Where Alsace Meets the Garden

The Route du Mont Sainte-Odile winds through Alsace's forested interior with a rhythm quite different from the wine route villages below. At this elevation, the landscape is quieter and more agricultural, and the culinary logic shifts accordingly. La Table de 48° Nord sits on this road at the edge of Brietenbach, a village in the lower Vosges that most visitors to Strasbourg never reach. That geographical distance is part of the point. For a fuller picture of what the region offers beyond its wine-route anchors, our full Brietenbach restaurants guide maps the local scene.

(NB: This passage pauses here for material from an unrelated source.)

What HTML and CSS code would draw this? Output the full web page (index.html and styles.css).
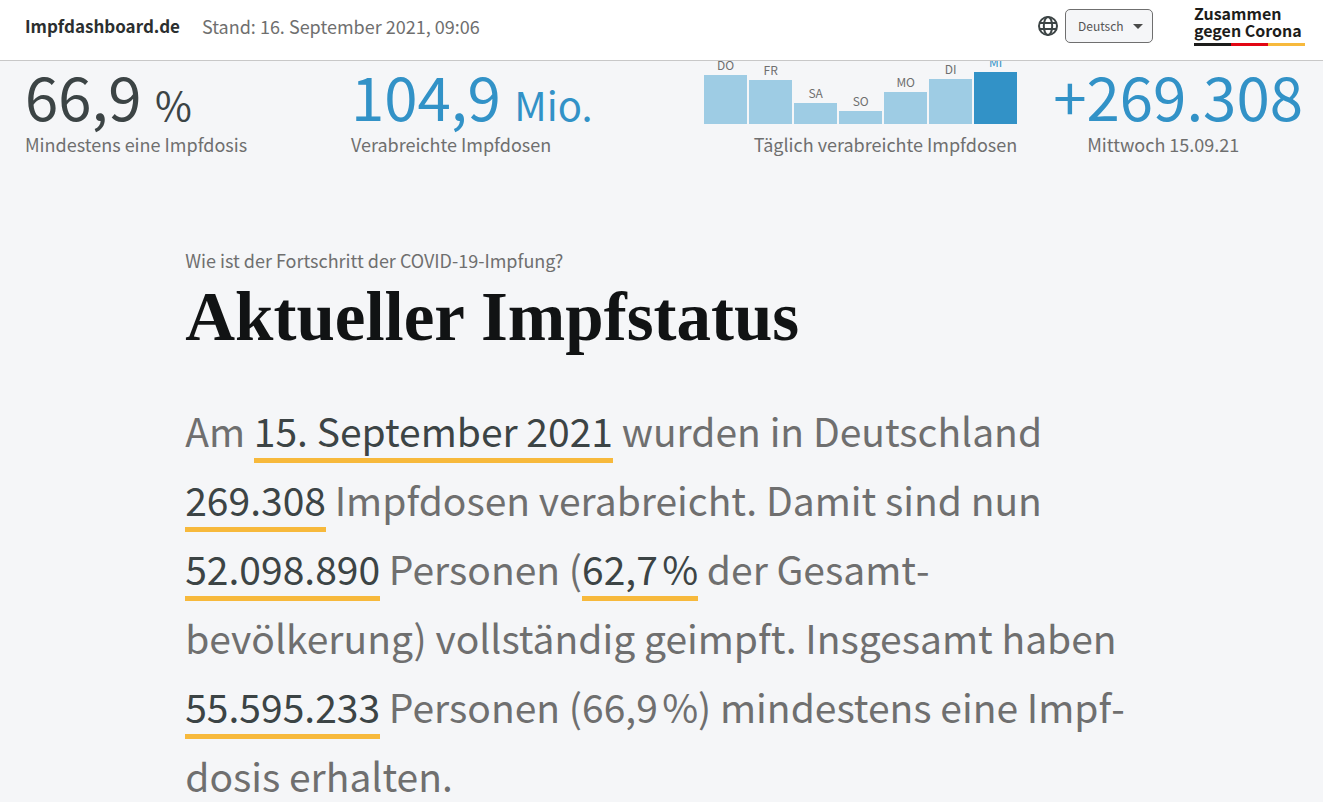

Alsace has one of France's most codified regional cuisines, built on choucroute, baeckeoffe, and the kind of pork-forward abundance that reflects centuries of Germanic influence. That tradition is well-preserved and well-documented. What is less common is a kitchen in this region that takes the same deep knowledge of Alsatian ingredients and redirects it toward vegetables, organic cultivation, and methods borrowed from Scandinavian cooking. That is the specific position La Table de 48° Nord occupies, and it makes the restaurant a meaningful data point for anyone tracking how French regional cooking is evolving beyond its classical anchors.

The Garden as the Kitchen's Foundation

In French gastronomy, the rhetoric of terroir and seasonal produce is nearly universal. The gap between that rhetoric and actual sourcing practice is where restaurants differentiate themselves. At La Table de 48° Nord, the sourcing claim is structural rather than decorative: Chef Frédéric Metzger cultivates an organic garden on the property, which means the distance between soil and plate is measured in metres rather than supplier relationships. This kind of on-site growing is more common in high-altitude or rural Scandinavian restaurants than in Alsace, and it places La Table de 48° Nord in a specific peer cohort that includes garden-anchored French houses like Bras in Laguiole and, at a different scale, Mirazur in Menton, where the kitchen's garden terraces have become as discussed as the menu itself.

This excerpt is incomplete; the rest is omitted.